Feature Roth 457(b) Account Roth IRA 
2013 Contribution Limits $17,500 ($23,000 if age 50 or over; $35,000 if eligible for Special §457(b) Catch-up) $5,500 ($6,500 if age 50 or over
Roth Contributions After-tax dollars through convenient payroll deduction Same as Roth 457(b)
Investment Growth Accumulates tax-free Same as Roth 457(b)
Income Limitation in 2013 None No contribution if AGI is $127,000 (single) and $188,000 (joint).**
Loans Allowed No No
Distributions Available Anytime No, only at severance from employment, age 70 ½, unforeseeable emergency or de minimis amount. Yes
Basis Only Distributions No, pro-rata rule applies. Yes
Qualified Distribution Earnings are tax free Earnings are tax free
Qualified Distributions Defined Account held for at least five years and recipient is at least age 59½ and severed from service, dead or disabled. Same as Roth 457(b) except severance from employment rule does not apply.
Taxation of Earnings -Nonqualified Distribution Taxable, but not subject to 10% early withdrawal penalty if under age 59 ½. Taxable and 10% early withdrawal penalty may apply if under age 59 ½.
Required Minimum Distributions Yes, later of age 70 ½ or severance of employment. Not during owner’s lifetime, just beneficiary.
Rollovers In Yes from other Roth plan accounts, but not Roth IRA. Yes from Roth plan accounts and Roth IRAs

* There may be other differences between Roth 457(b) accounts and Roth IRAs. Each individual must determine which is best for their unique circumstances.
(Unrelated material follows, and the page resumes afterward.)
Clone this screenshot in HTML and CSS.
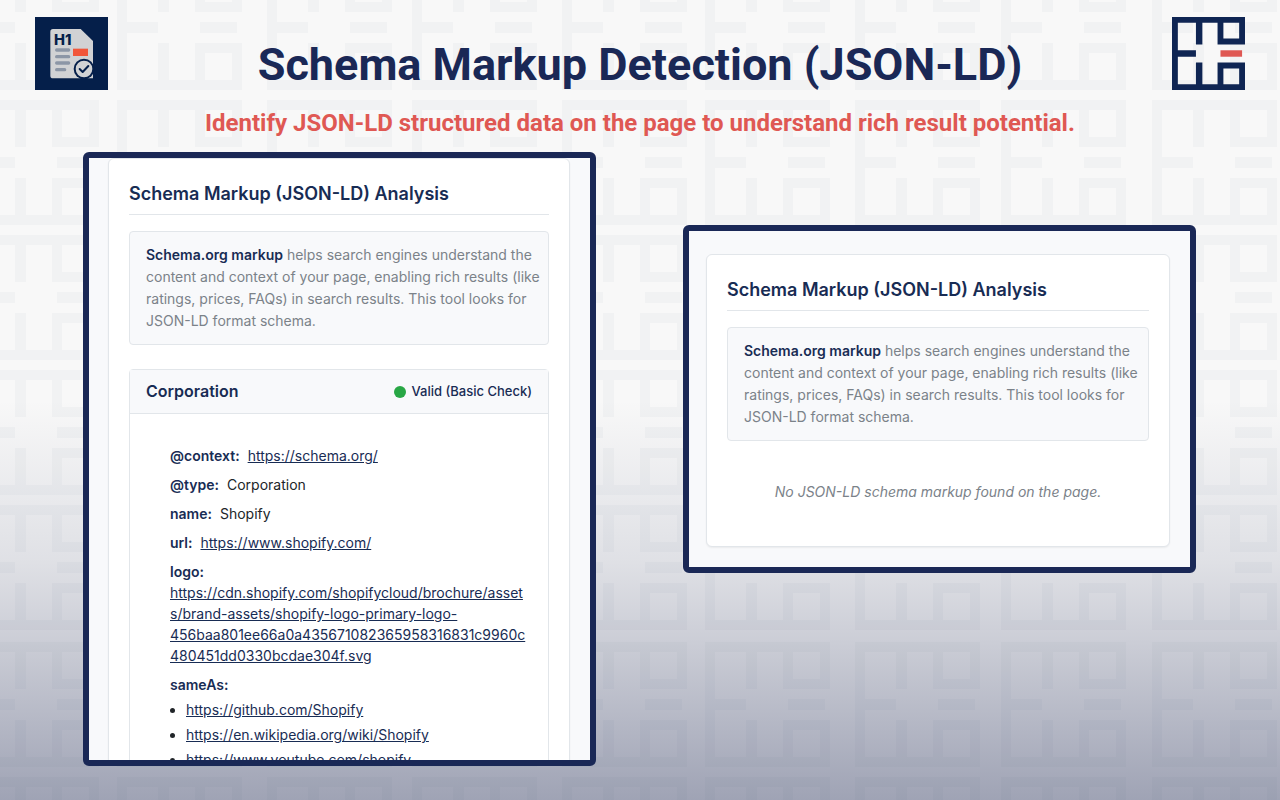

** Roth IRA Contribution Limits for 2013 – This table shows how Roth IRA contributions are affected by the amount of modified AGI as computed for Roth IRA purpose.

Filing Status  Modified AGI Contribution
Married filing jointly Less than $178,000 Up to limit.
  $178,000 but less than $188,000 Phased Out
  $188,000 or more Zero
Single, head of household Less than $112,000 Up to limit.